Ecuador is currently experiencing a state of emergency and unrest following the escape of gang leader Adolfo Macias, leading to a 60-day state of emergency declared by officials. The United States has posted security alerts, but as of January 15, the Department of State has not issued new travel advisories. Tourists are advised to stay indoors, and a daily curfew is in place from 11 p.m. to 5 a.m. Visitors are encouraged to stay informed through the Ecuador Ministry of Tourism.
The situation escalated since January 7, with Macias' escape triggering violence, including the takeover of a television station in Guayaquil. Ecuador's military has been patrolling certain cities for over a week. While airports remain open, some commercial airlines have canceled flights, prompting visitors to check with their individual airlines. Although no travel advisory has been issued, caution is recommended, especially in big cities like Quito.
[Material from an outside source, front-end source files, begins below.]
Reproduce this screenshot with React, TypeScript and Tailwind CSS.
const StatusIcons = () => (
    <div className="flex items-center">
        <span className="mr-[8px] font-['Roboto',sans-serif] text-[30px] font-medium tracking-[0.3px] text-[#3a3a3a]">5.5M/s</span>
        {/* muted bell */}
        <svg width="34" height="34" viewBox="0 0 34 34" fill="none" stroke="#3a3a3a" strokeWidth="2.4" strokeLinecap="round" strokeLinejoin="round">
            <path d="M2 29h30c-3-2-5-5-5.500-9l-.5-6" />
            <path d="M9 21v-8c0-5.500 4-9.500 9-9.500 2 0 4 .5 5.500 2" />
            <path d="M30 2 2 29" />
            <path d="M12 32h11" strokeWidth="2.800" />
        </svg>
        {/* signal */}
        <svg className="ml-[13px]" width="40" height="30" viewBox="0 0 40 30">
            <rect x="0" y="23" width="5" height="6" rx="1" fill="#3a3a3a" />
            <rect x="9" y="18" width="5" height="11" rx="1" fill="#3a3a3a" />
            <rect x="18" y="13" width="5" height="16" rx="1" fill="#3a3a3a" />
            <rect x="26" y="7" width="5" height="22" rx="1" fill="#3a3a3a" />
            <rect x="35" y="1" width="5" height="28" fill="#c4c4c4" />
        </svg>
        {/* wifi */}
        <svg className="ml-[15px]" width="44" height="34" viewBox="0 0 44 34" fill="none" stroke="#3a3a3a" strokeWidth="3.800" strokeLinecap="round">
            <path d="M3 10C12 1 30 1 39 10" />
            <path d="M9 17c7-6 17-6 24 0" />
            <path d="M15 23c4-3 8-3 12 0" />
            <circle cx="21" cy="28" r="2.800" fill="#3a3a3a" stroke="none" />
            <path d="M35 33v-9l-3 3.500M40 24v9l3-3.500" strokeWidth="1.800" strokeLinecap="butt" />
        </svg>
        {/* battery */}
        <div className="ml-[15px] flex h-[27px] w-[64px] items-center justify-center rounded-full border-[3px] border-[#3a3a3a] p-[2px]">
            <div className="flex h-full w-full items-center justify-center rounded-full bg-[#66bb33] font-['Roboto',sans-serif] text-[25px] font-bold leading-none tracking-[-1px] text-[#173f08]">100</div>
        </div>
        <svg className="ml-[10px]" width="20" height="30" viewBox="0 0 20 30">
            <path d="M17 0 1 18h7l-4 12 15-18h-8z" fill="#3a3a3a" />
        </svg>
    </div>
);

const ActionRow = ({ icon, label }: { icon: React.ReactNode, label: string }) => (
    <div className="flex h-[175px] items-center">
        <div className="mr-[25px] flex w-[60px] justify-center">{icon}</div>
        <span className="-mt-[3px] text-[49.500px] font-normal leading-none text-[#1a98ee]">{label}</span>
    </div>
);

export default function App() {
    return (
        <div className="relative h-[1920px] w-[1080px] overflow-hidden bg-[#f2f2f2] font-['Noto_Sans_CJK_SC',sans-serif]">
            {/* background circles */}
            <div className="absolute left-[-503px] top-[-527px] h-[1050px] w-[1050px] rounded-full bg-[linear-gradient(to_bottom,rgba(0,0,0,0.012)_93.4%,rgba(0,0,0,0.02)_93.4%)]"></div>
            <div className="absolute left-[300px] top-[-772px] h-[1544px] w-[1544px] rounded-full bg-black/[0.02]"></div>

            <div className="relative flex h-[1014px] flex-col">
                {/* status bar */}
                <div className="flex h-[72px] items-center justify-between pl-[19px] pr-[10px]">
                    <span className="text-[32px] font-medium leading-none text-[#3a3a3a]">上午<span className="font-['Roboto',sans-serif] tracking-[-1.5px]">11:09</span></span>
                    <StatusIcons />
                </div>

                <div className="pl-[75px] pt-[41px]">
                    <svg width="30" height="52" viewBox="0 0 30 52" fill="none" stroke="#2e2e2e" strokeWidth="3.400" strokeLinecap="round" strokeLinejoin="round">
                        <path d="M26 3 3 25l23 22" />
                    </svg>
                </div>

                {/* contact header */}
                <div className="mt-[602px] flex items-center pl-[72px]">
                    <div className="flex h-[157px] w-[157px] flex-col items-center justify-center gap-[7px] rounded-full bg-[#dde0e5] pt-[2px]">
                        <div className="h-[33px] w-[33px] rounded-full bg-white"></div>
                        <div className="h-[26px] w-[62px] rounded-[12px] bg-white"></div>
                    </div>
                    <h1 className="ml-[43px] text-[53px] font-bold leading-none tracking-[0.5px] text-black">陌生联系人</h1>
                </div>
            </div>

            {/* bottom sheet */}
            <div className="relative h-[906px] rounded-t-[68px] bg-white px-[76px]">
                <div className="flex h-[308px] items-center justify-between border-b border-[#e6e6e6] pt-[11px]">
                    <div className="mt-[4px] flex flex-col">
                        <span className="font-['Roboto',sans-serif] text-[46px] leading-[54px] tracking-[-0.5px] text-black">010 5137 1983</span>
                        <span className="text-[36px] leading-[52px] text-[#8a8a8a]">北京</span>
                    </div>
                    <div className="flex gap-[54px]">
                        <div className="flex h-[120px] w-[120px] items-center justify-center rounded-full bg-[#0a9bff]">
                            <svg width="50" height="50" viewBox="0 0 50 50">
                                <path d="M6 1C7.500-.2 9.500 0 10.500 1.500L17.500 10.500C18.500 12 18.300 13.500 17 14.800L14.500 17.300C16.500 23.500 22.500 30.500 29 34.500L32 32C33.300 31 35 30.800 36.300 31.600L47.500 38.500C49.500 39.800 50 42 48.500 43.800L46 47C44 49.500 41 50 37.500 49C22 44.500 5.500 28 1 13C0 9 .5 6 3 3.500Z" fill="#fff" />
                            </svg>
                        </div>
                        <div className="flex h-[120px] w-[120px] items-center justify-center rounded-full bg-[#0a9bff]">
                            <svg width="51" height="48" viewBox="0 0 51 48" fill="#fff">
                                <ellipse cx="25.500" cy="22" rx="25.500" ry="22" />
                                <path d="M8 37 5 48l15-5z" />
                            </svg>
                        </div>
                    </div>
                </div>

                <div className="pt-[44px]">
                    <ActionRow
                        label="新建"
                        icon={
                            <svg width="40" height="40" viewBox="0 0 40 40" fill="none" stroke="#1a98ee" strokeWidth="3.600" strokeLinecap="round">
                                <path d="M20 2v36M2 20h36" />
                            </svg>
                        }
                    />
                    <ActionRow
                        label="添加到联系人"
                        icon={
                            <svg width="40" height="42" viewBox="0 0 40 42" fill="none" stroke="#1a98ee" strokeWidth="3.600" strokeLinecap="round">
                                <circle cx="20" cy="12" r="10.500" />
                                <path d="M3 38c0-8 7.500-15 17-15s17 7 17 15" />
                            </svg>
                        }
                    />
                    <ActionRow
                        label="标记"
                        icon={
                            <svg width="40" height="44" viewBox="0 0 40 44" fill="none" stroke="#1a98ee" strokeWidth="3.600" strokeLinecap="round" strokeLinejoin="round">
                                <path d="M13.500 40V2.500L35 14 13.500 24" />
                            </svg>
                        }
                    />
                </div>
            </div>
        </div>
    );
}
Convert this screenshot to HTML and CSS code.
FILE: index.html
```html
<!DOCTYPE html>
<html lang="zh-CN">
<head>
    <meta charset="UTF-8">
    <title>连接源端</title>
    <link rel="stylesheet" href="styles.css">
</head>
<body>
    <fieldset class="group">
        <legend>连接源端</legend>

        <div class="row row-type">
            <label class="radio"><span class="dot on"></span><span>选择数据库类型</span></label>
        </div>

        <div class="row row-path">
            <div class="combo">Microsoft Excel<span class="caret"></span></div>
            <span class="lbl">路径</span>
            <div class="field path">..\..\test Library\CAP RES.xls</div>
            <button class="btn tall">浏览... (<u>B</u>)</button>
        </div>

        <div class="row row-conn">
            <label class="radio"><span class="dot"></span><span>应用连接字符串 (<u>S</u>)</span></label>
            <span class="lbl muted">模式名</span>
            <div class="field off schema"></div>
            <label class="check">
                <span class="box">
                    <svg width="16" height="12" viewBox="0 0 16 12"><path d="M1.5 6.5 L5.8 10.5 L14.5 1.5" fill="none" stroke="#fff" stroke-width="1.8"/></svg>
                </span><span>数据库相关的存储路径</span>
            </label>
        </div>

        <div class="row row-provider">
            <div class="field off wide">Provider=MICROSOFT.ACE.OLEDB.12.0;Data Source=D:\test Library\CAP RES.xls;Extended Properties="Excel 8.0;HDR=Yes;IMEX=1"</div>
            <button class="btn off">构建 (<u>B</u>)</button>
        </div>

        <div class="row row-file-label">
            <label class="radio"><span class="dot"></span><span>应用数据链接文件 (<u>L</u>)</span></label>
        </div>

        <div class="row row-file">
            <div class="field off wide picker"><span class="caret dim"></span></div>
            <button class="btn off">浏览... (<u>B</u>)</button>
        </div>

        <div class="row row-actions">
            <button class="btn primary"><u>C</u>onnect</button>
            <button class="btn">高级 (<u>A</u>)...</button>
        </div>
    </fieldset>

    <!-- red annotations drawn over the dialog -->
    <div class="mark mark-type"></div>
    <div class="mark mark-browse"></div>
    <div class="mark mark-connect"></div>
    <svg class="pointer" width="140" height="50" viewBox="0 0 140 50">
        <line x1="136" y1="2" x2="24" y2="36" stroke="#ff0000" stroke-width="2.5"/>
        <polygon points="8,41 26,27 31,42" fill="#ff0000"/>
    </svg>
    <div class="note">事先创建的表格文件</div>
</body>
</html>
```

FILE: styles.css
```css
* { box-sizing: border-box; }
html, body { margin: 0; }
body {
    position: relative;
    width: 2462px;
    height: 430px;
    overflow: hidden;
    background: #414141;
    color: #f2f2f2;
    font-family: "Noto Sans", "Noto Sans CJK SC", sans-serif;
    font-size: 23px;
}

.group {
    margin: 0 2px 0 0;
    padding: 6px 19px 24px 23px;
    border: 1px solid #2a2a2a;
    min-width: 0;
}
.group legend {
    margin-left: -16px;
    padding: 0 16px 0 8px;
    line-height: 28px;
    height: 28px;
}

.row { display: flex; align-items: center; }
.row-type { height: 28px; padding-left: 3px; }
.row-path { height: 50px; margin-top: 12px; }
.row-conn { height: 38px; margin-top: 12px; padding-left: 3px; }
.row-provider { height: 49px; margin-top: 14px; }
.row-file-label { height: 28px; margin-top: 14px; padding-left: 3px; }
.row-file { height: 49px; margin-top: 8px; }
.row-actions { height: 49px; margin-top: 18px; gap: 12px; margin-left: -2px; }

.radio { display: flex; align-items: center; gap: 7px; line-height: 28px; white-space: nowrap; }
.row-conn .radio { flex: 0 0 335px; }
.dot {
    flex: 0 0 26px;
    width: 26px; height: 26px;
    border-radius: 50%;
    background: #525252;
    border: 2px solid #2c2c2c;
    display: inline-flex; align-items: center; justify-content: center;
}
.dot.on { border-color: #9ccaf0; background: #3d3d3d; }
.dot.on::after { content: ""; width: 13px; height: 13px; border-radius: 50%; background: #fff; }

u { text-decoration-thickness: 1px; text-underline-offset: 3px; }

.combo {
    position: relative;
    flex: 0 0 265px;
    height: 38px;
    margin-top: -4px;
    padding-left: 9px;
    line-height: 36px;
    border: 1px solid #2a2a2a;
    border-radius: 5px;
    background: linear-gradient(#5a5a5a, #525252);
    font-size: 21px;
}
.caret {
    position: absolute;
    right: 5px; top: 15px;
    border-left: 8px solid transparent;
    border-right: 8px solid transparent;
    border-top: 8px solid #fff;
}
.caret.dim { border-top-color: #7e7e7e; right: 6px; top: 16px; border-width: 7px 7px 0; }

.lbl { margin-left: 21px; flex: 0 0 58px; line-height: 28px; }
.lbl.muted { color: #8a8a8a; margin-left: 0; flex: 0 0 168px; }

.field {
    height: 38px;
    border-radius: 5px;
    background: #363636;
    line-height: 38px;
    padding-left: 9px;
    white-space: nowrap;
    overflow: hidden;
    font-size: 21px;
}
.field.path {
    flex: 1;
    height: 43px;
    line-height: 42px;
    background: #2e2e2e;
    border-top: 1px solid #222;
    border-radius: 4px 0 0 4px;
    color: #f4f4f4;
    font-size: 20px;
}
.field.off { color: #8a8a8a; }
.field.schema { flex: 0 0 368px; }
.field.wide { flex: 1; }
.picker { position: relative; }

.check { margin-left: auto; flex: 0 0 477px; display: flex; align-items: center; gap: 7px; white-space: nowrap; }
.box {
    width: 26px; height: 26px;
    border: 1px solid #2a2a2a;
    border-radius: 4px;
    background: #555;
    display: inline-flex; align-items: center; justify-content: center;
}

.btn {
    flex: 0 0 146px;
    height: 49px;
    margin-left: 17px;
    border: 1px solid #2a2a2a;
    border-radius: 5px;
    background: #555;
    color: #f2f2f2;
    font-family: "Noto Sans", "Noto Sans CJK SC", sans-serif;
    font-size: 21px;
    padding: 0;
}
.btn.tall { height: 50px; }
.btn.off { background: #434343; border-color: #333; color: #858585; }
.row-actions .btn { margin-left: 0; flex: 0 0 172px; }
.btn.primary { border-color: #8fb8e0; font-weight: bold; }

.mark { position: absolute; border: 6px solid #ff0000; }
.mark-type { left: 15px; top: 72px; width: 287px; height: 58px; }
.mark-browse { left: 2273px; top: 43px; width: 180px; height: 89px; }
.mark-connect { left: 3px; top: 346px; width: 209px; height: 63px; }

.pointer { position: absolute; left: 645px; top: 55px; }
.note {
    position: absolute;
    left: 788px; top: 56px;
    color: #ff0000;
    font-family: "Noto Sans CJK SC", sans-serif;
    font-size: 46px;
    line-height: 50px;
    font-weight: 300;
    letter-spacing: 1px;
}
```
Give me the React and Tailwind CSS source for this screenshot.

Additionally, the guidance provided in the travel advisory of June 22, 2023, remains valid for U.S. citizens. Residents and travelers are advised to exercise increased caution throughout the country, reconsider travel to areas marked as “Level 3,” and avoid areas marked as “Level 4” in the advisory. Compliance with all local laws, including the nationwide curfew during the state of emergency, is essential. U.S. citizens should be aware that individuals not connected with criminal organizations may exploit the current conflict to commit crimes of opportunity.
International airports in Quito and Guayaquil remain fully operational; however, some carriers have canceled flights to/from the United States in recent and upcoming days. Travelers are urged to closely monitor their flight status and work to rebook with the same airline or an alternative carrier.